3D neutronic analysis on compact fusion reactors: PHITS-OpenMC cross-comparison

Abstract

The development of high temperature superconducting tape technology enabled the design of compact fusion reactors, allowing faster development in the field. The reduced size makes even more important the evaluation of neutron flux on all components and at every region, including at the magnet position, to assess the lifetime of the materials and their performances during operations. Compactness, however, introduces new technological challenges, considering the reduced space available for shielding materials and the consequently harsher radiation environment for both structural and functional materials.
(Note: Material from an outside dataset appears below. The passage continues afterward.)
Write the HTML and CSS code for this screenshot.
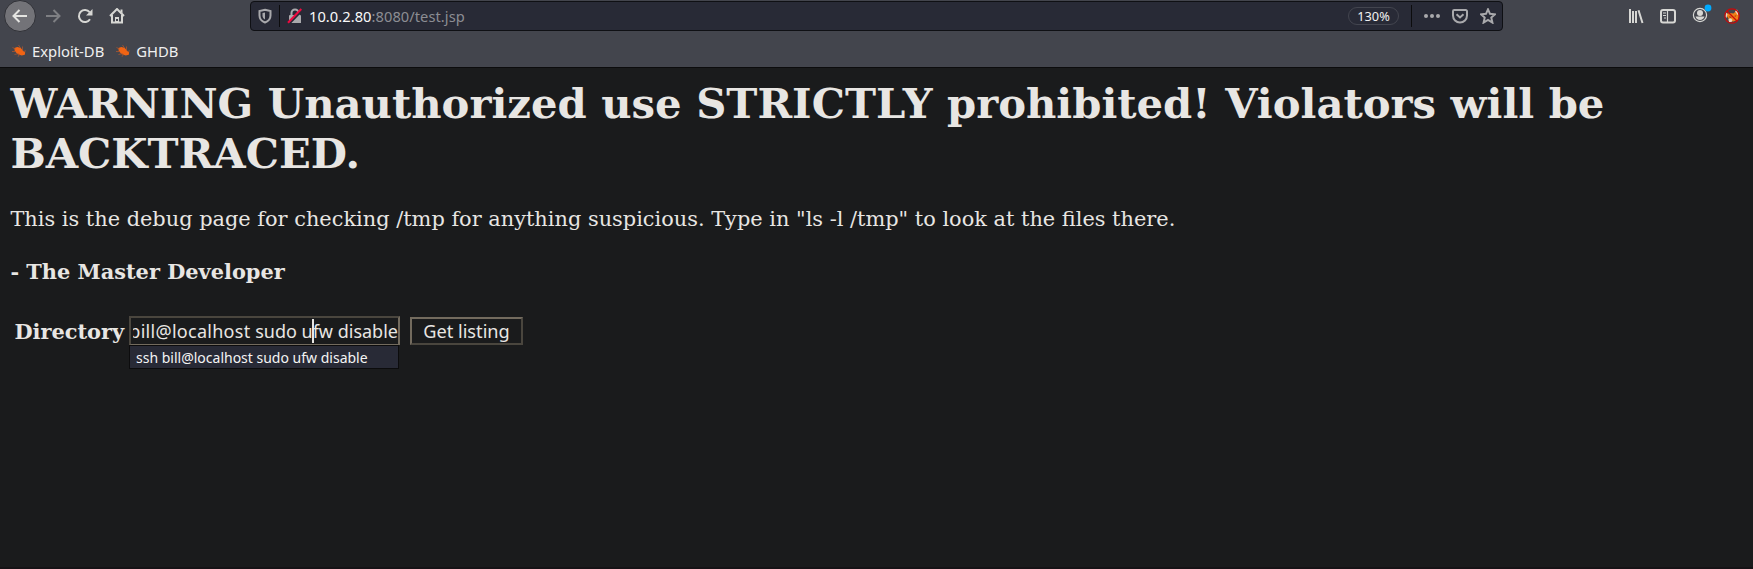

Many different particle transport codes have been developed for nuclear engineering and fundamental physics purposes, each one relying on different algorithms and nuclear models, with different features and capabilities. In the present work the transport codes PHITS and OpenMC are compared, testing the impact on integral results such as the tritium breeding ratio and on spatially resolved neutron spectra of different nuclear libraries, nuclear models and codes, on a CAD imported 3D geometry of an ARC like fusion machine. The impact of different neutron source shapes is also investigated, from a simple ring-like source to a realistic toroidal plasma distribution, as well as the possibility of performing calculations on a 10°reduced domain, instead of on a full 360°geometry. The uncertainty introduced by each model and geometry choice is analyzed and the computational time required is briefly discussed.